Former chancellor Ken Clarke has urged the Prime Minister to change her approach to Brexit in an effort to restore public confidence in politics.
The Tory grandee is the latest high-profile figure to weigh in on Theresa May’s Brexit strategy after former Conservative prime ministers David Cameron and Sir John Major both made rare interventions to urge the Government to change course following the General Election.
Leaving the European Union is one of the most pressing issues facing May, as Brexit talks are due to start in Brussels on Monday.
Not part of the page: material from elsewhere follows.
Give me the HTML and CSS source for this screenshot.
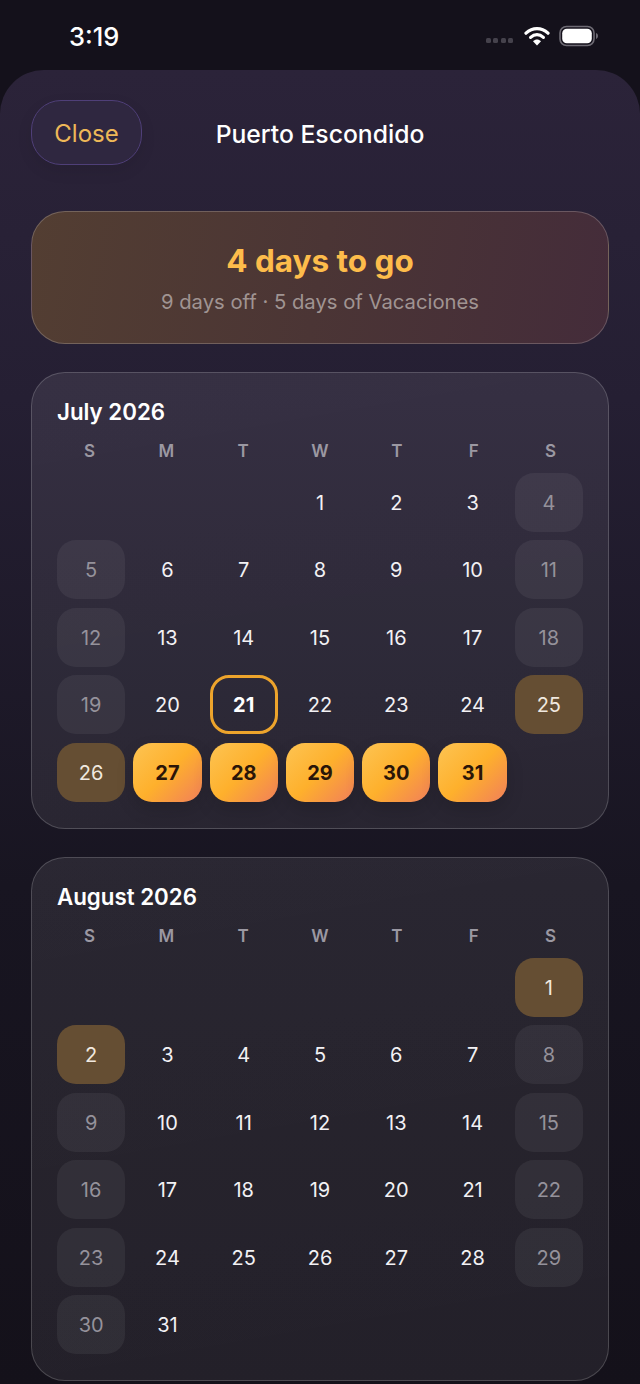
FILE: index.html
```html
<!DOCTYPE html>
<html lang="en">
<head>
<meta charset="utf-8">
<title>Puerto Escondido</title>
<link rel="stylesheet" href="styles.css">
</head>
<body>
<div class="status">
  <span class="time">3:19</span>
  <div class="status-icons">
    <div class="signal"><i></i><i></i><i></i><i></i></div>
    <svg class="wifi" width="26" height="20" viewBox="0 0 26 20"><path d="M2 7.2C8.600 1 17.400 1 24 7.2" fill="none" stroke="#fff" stroke-width="3.2" stroke-linecap="round"/><path d="M6.600 11.400C10.600 7.800 15.400 7.800 19.400 11.400" fill="none" stroke="#fff" stroke-width="3.2" stroke-linecap="round"/><path d="M9 15.200C11.600 13 14.400 13 17 15.200L13 19.400Z" fill="#fff"/></svg>
    <svg class="battery" width="40" height="22" viewBox="0 0 40 22"><rect x="1" y="1.500" width="34" height="19" rx="6.500" fill="none" stroke="#6d6a73" stroke-width="1.600"/><rect x="3.200" y="3.700" width="29.600" height="14.600" rx="4.600" fill="#fff"/><path d="M37 8v6c1.300-.4 2-1.600 2-3s-.7-2.600-2-3z" fill="#6d6a73"/></svg>
  </div>
</div>
<main class="sheet">
  <header class="head">
    <button class="close">Close</button>
    <h1 class="title">Puerto Escondido</h1>
  </header>
  <section class="banner">
    <div class="count">4 days to go</div>
    <div class="sub">9 days off · 5 days of Vacaciones</div>
  </section>
  <section class="card card-july">
    <h2 class="month">July 2026</h2>
    <div class="week"><span>S</span><span>M</span><span>T</span><span>W</span><span>T</span><span>F</span><span>S</span></div>
    <div class="days">
      <span></span><span></span><span></span><span class="d">1</span><span class="d">2</span><span class="d">3</span><span class="d we">4</span>
      <span class="d we">5</span><span class="d">6</span><span class="d">7</span><span class="d">8</span><span class="d">9</span><span class="d">10</span><span class="d we">11</span>
      <span class="d we">12</span><span class="d">13</span><span class="d">14</span><span class="d">15</span><span class="d">16</span><span class="d">17</span><span class="d we">18</span>
      <span class="d we">19</span><span class="d">20</span><span class="d today">21</span><span class="d">22</span><span class="d">23</span><span class="d">24</span><span class="d off">25</span>
      <span class="d off">26</span><span class="d sel">27</span><span class="d sel">28</span><span class="d sel">29</span><span class="d sel">30</span><span class="d sel">31</span><span></span>
    </div>
  </section>
  <section class="card card-aug">
    <h2 class="month">August 2026</h2>
    <div class="week"><span>S</span><span>M</span><span>T</span><span>W</span><span>T</span><span>F</span><span>S</span></div>
    <div class="days">
      <span></span><span></span><span></span><span></span><span></span><span></span><span class="d off">1</span>
      <span class="d off">2</span><span class="d">3</span><span class="d">4</span><span class="d">5</span><span class="d">6</span><span class="d">7</span><span class="d we">8</span>
      <span class="d we">9</span><span class="d">10</span><span class="d">11</span><span class="d">12</span><span class="d">13</span><span class="d">14</span><span class="d we">15</span>
      <span class="d we">16</span><span class="d">17</span><span class="d">18</span><span class="d">19</span><span class="d">20</span><span class="d">21</span><span class="d we">22</span>
      <span class="d we">23</span><span class="d">24</span><span class="d">25</span><span class="d">26</span><span class="d">27</span><span class="d">28</span><span class="d we">29</span>
      <span class="d we">30</span><span class="d">31</span><span></span><span></span><span></span><span></span><span></span>
    </div>
  </section>
</main>
</body>
</html>
```
FILE: styles.css
```css
* { box-sizing: border-box; }
html, body { margin: 0; height: 1384px; overflow: hidden; }
body {
  background: #14111b;
  font-family: Inter, "Liberation Sans", sans-serif;
  color: #fff;
}
.status {
  height: 70px;
  display: flex;
  align-items: center;
  justify-content: space-between;
  padding: 2px 41px 0 69px;
}
.time { font-size: 25.500px; font-weight: 500; color: #fff; }
.status-icons { display: flex; align-items: center; }
.signal { display: flex; gap: 2.500px; margin: 9px 11px 0 0; }
.signal i { width: 5px; height: 5px; border-radius: 1.500px; background: #45424c; }
.wifi { margin-right: 9px; }
.sheet {
  height: 1314px;
  border-radius: 44px 44px 0 0;
  background: linear-gradient(180deg, #2b2339 0%, #251f33 25%, #181521 62%, #14111a 100%);
  padding: 30px 31px 0;
}
.head { position: relative; height: 65px; display: flex; align-items: center; margin-bottom: 46px; }
.close {
  width: 111px;
  height: 65px;
  border-radius: 30px;
  border: 1.500px solid #4f3f78;
  background: #2f2740;
  color: #eeb858;
  font: 400 24px Inter, "Liberation Sans", sans-serif;
  padding: 2px 0 0;
  box-shadow: 0 6px 16px rgba(0, 0, 0, .08);
}
.title {
  position: absolute;
  left: 0;
  right: 0;
  margin: 0;
  padding-top: 2px;
  text-align: center;
  font-size: 24.700px;
  font-weight: 500;
  color: #fff;
  pointer-events: none;
}
.banner {
  height: 133px;
  border-radius: 34px;
  border: 1.500px solid rgba(255, 255, 255, .2);
  background: linear-gradient(100deg, #533e32 0%, #4b3535 50%, #442c3a 100%);
  display: flex;
  flex-direction: column;
  align-items: center;
  margin-bottom: 28px;
}
.count { margin-top: 29px; font-size: 31.500px; line-height: 40px; font-weight: 700; color: #fdbc4b; }
.sub { margin-top: 6px; font-size: 20.250px; line-height: 30px; color: #a09492; }
.card {
  border-radius: 34px;
  border: 1px solid rgba(255, 255, 255, .18);
  background: linear-gradient(170deg, rgba(255, 255, 255, .08), rgba(255, 255, 255, .065));
  padding: 25px 25px 26px;
  margin-bottom: 28.500px;
}
.month { margin: 0 0 15px; font-size: 22.300px; line-height: 28px; font-weight: 600; color: #fff; }
.week {
  display: grid;
  grid-template-columns: repeat(7, 1fr);
  column-gap: 8px;
  margin: 0 -4px 12px 0;
  text-align: center;
  font-size: 17px;
  line-height: 20px;
  font-weight: 600;
  color: #9b98a2;
}
.week span { padding-right: 4px; }
.days {
  display: grid;
  grid-template-columns: repeat(7, 1fr);
  grid-auto-rows: 59px;
  gap: 8.400px 8px;
}
.d {
  display: flex;
  align-items: center;
  justify-content: center;
  border-radius: 19px;
  padding-top: 1px;
  font-size: 20px;
  color: #f2f1f4;
}
.we { background: rgba(255, 255, 255, .06); color: #95929b; }
.off { background: #654e33; color: #f0e8df; }
.today { border: 3px solid #eda42c; font-weight: 700; color: #fff; }
.sel {
  background: linear-gradient(135deg, #fdc453 0%, #feb02c 50%, #f17f5a 100%);
  color: #2a1508;
  font-weight: 700;
  box-shadow: 0 8px 18px rgba(0, 0, 0, .14);
}
```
Clarke told BBC Radio 4’s Today programme: ‘You cannot carry out this negotiation on the basis that every aspect of it is going to be negotiated with the DUP to get their vote in support of it and then you are going to try to get the entire Conservative Party to agree with each other on whatever you have tried to negotiate.
‘Both parties, major parties, are hopelessly split on the issue.
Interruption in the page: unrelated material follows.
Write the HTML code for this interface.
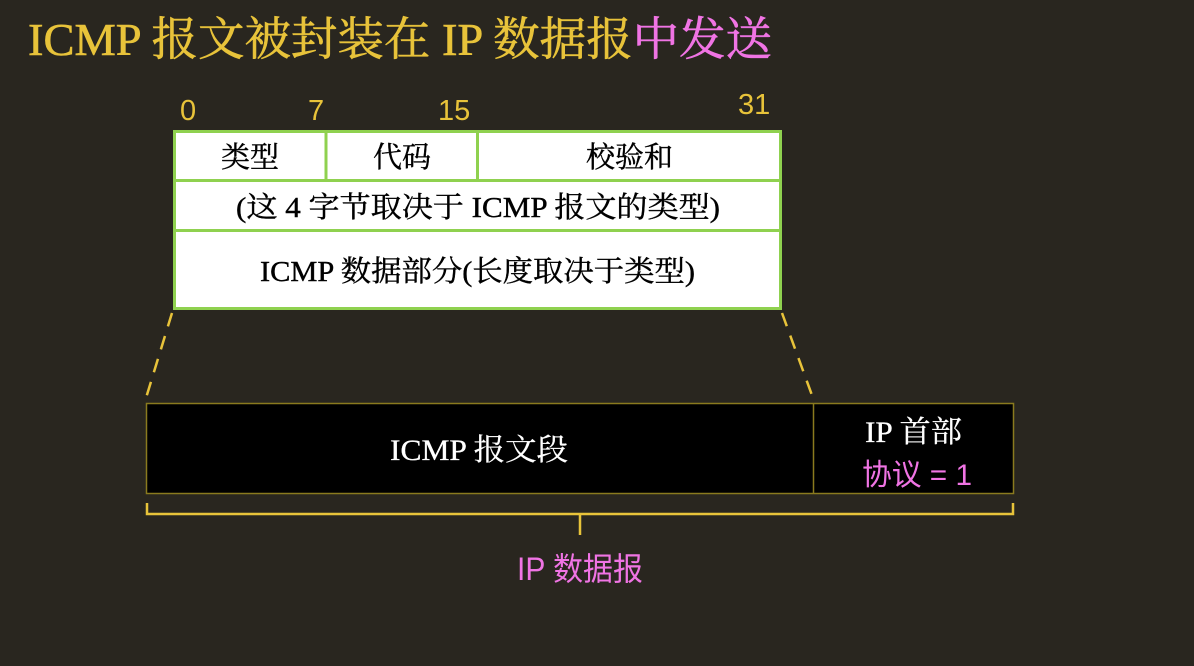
<!DOCTYPE html>
<html><head><meta charset="utf-8"><style>
html,body{margin:0;padding:0;background:#29261f;}
body{width:1194px;height:666px;overflow:hidden;position:relative;}
svg{position:absolute;left:0;top:0;}
.serif{font-family:"Liberation Serif","Noto Serif CJK SC",serif;}
.sans{font-family:"Liberation Sans","Noto Sans CJK SC",sans-serif;}
</style></head><body>
<svg width="1194" height="666" viewBox="0 0 1194 666">
<text x="28" y="55" class="serif" font-size="46" fill="#e8c33a" stroke="#e8c33a" stroke-width="0.6" textLength="744" lengthAdjust="spacingAndGlyphs">ICMP 报文被封装在 IP 数据报<tspan fill="#f074e4" stroke="#f074e4">中发送</tspan></text>
<g class="sans" font-size="29" fill="#e8c33a">
<text x="180" y="120">0</text>
<text x="308" y="120">7</text>
<text x="438" y="120">15</text>
<text x="738" y="114">31</text>
</g>
<rect x="174.5" y="131.5" width="606" height="177" fill="#fff" stroke="#8fd14f" stroke-width="3"/>
<line x1="174" y1="180.5" x2="781" y2="180.5" stroke="#8fd14f" stroke-width="3"/>
<line x1="174" y1="230.5" x2="781" y2="230.5" stroke="#8fd14f" stroke-width="3"/>
<line x1="326" y1="131" x2="326" y2="181" stroke="#8fd14f" stroke-width="3"/>
<line x1="477.5" y1="131" x2="477.5" y2="181" stroke="#8fd14f" stroke-width="3"/>
<g class="serif" font-size="29" fill="#000" stroke="#000" stroke-width="0.4">
<text x="221" y="167" textLength="58" lengthAdjust="spacingAndGlyphs">类型</text>
<text x="373" y="167" textLength="58" lengthAdjust="spacingAndGlyphs">代码</text>
<text x="586" y="167" textLength="87" lengthAdjust="spacingAndGlyphs">校验和</text>
<text x="236" y="217" textLength="484" lengthAdjust="spacingAndGlyphs">(这 4 字节取决于 ICMP 报文的类型)</text>
<text x="260" y="281" textLength="435" lengthAdjust="spacingAndGlyphs">ICMP 数据部分(长度取决于类型)</text>
</g>
<line x1="172" y1="313" x2="146" y2="398" stroke="#e8c33a" stroke-width="2.5" stroke-dasharray="14,10"/>
<line x1="782" y1="313" x2="813" y2="398" stroke="#e8c33a" stroke-width="2.5" stroke-dasharray="14,10"/>
<rect x="146.5" y="403.5" width="867" height="90" fill="#000" stroke="#8a7a1e" stroke-width="1.5"/>
<line x1="813.5" y1="403" x2="813.5" y2="494" stroke="#8a7a1e" stroke-width="1.5"/>
<text x="390" y="460" class="serif" font-size="30" fill="#fff" stroke="#fff" stroke-width="0.3" textLength="178" lengthAdjust="spacingAndGlyphs">ICMP 报文段</text>
<text x="865" y="442" class="serif" font-size="30" fill="#fff" stroke="#fff" stroke-width="0.3" textLength="97" lengthAdjust="spacingAndGlyphs">IP 首部</text>
<text x="862" y="485" class="sans" font-size="30" fill="#f074e4" textLength="110" lengthAdjust="spacingAndGlyphs">协议 = 1</text>
<path d="M147 503 V514 H1013 V503 M580 514 V535" fill="none" stroke="#e8c33a" stroke-width="2.5"/>
<text x="517" y="580" class="sans" font-size="32" fill="#f074e4" textLength="126" lengthAdjust="spacingAndGlyphs">IP 数据报</text>
</svg>
</body></html>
‘The public are very disillusioned with knockabout party politics after low-level debates in the referendum and the General Election.
‘I think we’d restore confidence in politics if we could show that this Parliament can at least function in presenting a view in the national interest which could command the majority on a cross-party basis.’
Clarke, a prominent Remain voter, dismissed ‘silly arguments’ that this was an attempt to overturn Brexit, saying MPs had settled the question by voting to trigger Article 50 in the last Parliament.
He said: ‘We’re in a new situation and the national interest calls for a cross-party approach.’
He said May was up against a ‘bigger test than any Prime Minister has faced’ during his 47 years in Parliament, as he gave a cautious welcome to a possible pact with the DUP.
Talks continue between DUP leader Arlene Foster and the Prime Minister as the Tories needs the votes of the 10 DUP MPs to prop up a minority administration.
Asked about comments from 2010 where he joked, ‘In the end, you can always do a deal with an Ulsterman, but that’s not the way to run a modern, sophisticated, society’, Clarke said the UK needed stability.
He said: ‘Negotiating with the guys in the DUP, you are up against a tough lot there.
‘I don’t mind negotiating with them and obviously we’ve got to have a Government, we have got to have a Queen’s Speech, we need some stability.
‘The one absolute thing however is no sectarian demands or concessions.
‘The peace process has to be got going again and we need the Northern Ireland Assembly.
‘Let’s talk about the money, infrastructure, spending, all that kind of thing.’